Creating a Culture of Safe Reinvention
The most effective teams share one habit: they remove blockers from everyday work.
The goal is no longer play, the goal is dependable improvement of existing processes.
Make change routine and lightweight. Create a clear path that anyone can follow without waiting for approvals that never arrive.
“People need the authority and permission to reinvent completely, constrained only by time to outcome.”
Create a fast lane
If approval is required then set up a twice a week review that lasts fifteen minutes, decisions only, no slides.
If a change meets the guardrails and shows improvement against the outcome, approve it on the spot.
Publish the decision and the template so the next team can reuse it tomorrow.
Small, safe, continuous changes create momentum.
When people know they can improve the work without waiting, reinvention becomes normal.
Integration, Not Automation
The goal is not to automate humans out of the loop.

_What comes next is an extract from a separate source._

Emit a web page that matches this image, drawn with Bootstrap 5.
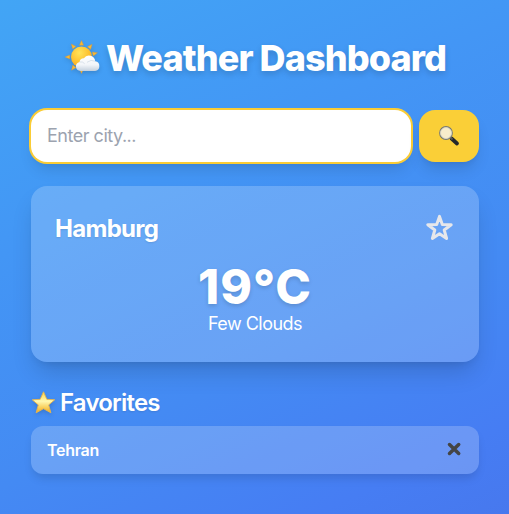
<!DOCTYPE html>
<html lang="en">
<head>
<meta charset="utf-8">
<meta name="viewport" content="width=device-width, initial-scale=1">
<title>Weather Dashboard</title>
<link href="https://cdn.jsdelivr.net/npm/bootstrap@5.3.0/dist/css/bootstrap.min.css" rel="stylesheet">
<style>
body{font-family:Inter,"Liberation Sans",sans-serif;background:linear-gradient(155deg,#42a5f5 0%,#4396f5 34%,#448af3 65%,#467df3 88%,#4778ee 100%);height:514px;overflow:hidden}
main{padding:36px 30px 0 31px}
svg{display:block;flex:none}
.title{font-size:36px;line-height:44px;font-weight:800;height:44px;letter-spacing:-.9px;text-shadow:0 3px 6px rgba(0,0,0,.16);white-space:nowrap;padding-right:2px}
.search{margin-top:30px;height:52px}
.city{height:52px;border:0;border-radius:16px;padding:0 16px 2px;font-size:18px;box-shadow:0 0 0 2px #facc36,0 10px 15px -3px rgba(0,0,0,.12),0 4px 6px -4px rgba(0,0,0,.1)!important}
.city::placeholder{color:#9ca3af;letter-spacing:-.48px}
.go{width:60px;height:52px;border:0;border-radius:16px;background:#facf37;padding:0;box-shadow:0 10px 15px -3px rgba(0,0,0,.12),0 4px 6px -4px rgba(0,0,0,.1)}
.glass{background:rgba(255,255,255,.2);border:0}
.weather{margin-top:24px;height:176px;border-radius:16px;padding:24px;box-shadow:0 14px 24px -5px rgba(0,0,0,.16),0 6px 10px -6px rgba(0,0,0,.12)}
.place{font-size:24px;line-height:38px;font-weight:700;letter-spacing:-.7px;text-shadow:0 1px 2px rgba(0,0,0,.1)}
.temp{margin-top:15px;font-size:48px;line-height:48px;font-weight:800;letter-spacing:1px;text-shadow:0 2px 4px rgba(0,0,0,.15)}
.sky{font-size:18px;line-height:26px;letter-spacing:-.52px}
.favhead{margin-top:25px;height:32px;font-size:24px;line-height:32px;font-weight:600;letter-spacing:-.8px;text-shadow:0 1px 2px rgba(0,0,0,.1)}
.favitem{margin-top:7px;height:48px;border-radius:12px;padding:0 17px 0 16px;font-weight:600;font-size:16px;letter-spacing:-.3px;box-shadow:0 6px 10px -2px rgba(0,0,0,.13)}
.drop{filter:drop-shadow(0 2px 2px rgba(0,0,0,.15))}
</style>
<script src="https://cdn.jsdelivr.net/npm/bootstrap@5.3.0/dist/js/bootstrap.bundle.min.js"></script>
</head>
<body class="text-white">
<main>
<h1 class="title d-flex justify-content-center align-items-center mb-0" id="title">
<svg class="drop me-1" width="40" height="40" viewBox="0 0 40 40" aria-hidden="true">
<defs><radialGradient id="sun" cx=".4" cy=".3" r=".75"><stop offset="0" stop-color="#ffe45a"/><stop offset=".65" stop-color="#fdbf2d"/><stop offset="1" stop-color="#f49b20"/></radialGradient>
<linearGradient id="cloud" x2="0" y2="1"><stop offset="0" stop-color="#fff"/><stop offset=".6" stop-color="#f2f5f9"/><stop offset="1" stop-color="#c4d0dd"/></linearGradient></defs>
<g transform="translate(19.5 19)" fill="#fbb92f" stroke="#c99345" stroke-width=".4"><path id="ray" d="M-2.100-11.700L0-16.500L2.100-11.700z"/><use href="#ray" transform="rotate(40)"/><use href="#ray" transform="rotate(75)"/><use href="#ray" transform="rotate(180)"/><use href="#ray" transform="rotate(217)"/><use href="#ray" transform="rotate(270)"/><use href="#ray" transform="rotate(322)"/></g>
<circle cx="19.500" cy="19" r="10.500" fill="url(#sun)"/>
<path d="M18.500 33a4.600 4.600 0 0 1-.9-9.100a4.200 4.200 0 0 1 4.300-3.700a6.200 6.200 0 0 1 11.300 3a4.950 4.950 0 0 1-.2 9.800z" fill="url(#cloud)"/>
<path d="M17.600 24q3.200-.8 5 1.700M25 24.300q4-3.200 8.200-1.100" fill="none" stroke="#ccd7e3" stroke-width=".7"/>
</svg><span>Weather Dashboard</span></h1>
<div class="search d-flex gap-2">
<input class="form-control city" type="text" placeholder="Enter city..." aria-label="City">
<button class="btn go d-flex align-items-center justify-content-center flex-shrink-0" aria-label="Search">
<svg width="22" height="22" viewBox="0 0 22 22"><path d="M13.500 13.500l5.500 5" stroke="#24282b" stroke-width="3.800" stroke-linecap="round"/><path d="M12 12l2.500 2.500" stroke="#555" stroke-width="1.800"/><circle cx="8" cy="8" r="6.300" fill="#f8edcb" stroke="#777972" stroke-width="1.200"/><circle cx="8" cy="8" r="5.500" fill="none" stroke="#d7d6c8" stroke-width=".8"/></svg>
</button>
</div>
<section class="card glass weather text-white">
<div class="d-flex justify-content-between align-items-center">
<h2 class="place mb-0">Hamburg</h2>
<svg width="30" height="34" viewBox="0 0 30 34" fill="none" stroke="#e6e7eb" stroke-width="3" stroke-linejoin="round"><path d="M14.500 4.400L17.300 12.400L26.200 12.700L19.200 18L21.600 26.500L14.500 21.800L7.400 26.500L9.800 18L2.800 12.700L11.700 12.400z"/></svg>
</div>
<div class="text-center"><div class="temp">19°C</div><div class="sky">Few Clouds</div></div>
</section>
<h2 class="favhead d-flex align-items-center mb-0">
<svg class="drop" width="25" height="24" viewBox="0 0 24 24"><defs><linearGradient id="gold" x2="0" y2="1"><stop offset="0" stop-color="#fbd447"/><stop offset=".45" stop-color="#fff8b0"/><stop offset="1" stop-color="#f4ad16"/></linearGradient></defs><path d="M12 .8L15.300 8.300L23.200 8.800L17.200 13.900L19.400 21.800L12 17.700L4.600 21.800L6.800 13.900L.8 8.800L8.700 8.300z" fill="url(#gold)" stroke="#e9b44b" stroke-width=".9" stroke-linejoin="round"/></svg>
<span class="ms-1">Favorites</span></h2>
<div class="glass favitem d-flex justify-content-between align-items-center">
<span>Tehran</span>
<svg width="16" height="18" viewBox="0 0 16 18"><path d="M3.500 3.500l9.200 9M12.700 3.500l-9.200 9" stroke="#444545" stroke-width="3.500" stroke-linecap="round"/></svg>
</div>
</main>
</body>
</html>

It is to create a partnership where AI brings speed and scale, and humans bring empathy and judgment.
When that synergy clicks, something shifts. People stop asking, “What will AI replace?” and start wondering, “What can AI help me build?”
That is when AI stops being a tool and starts being a teammate.
Final Sip ☕️
The real challenge ahead is not technical. It is cultural.
It is about teaching people to see AI not as an endpoint, but as a companion in the creative process.
The organisations that thrive in the next decade will not be the ones who deployed AI fastest.
They will be the ones who learned with it the most deeply.
AI is not here to take your job.
It is here to take your curiosity seriously.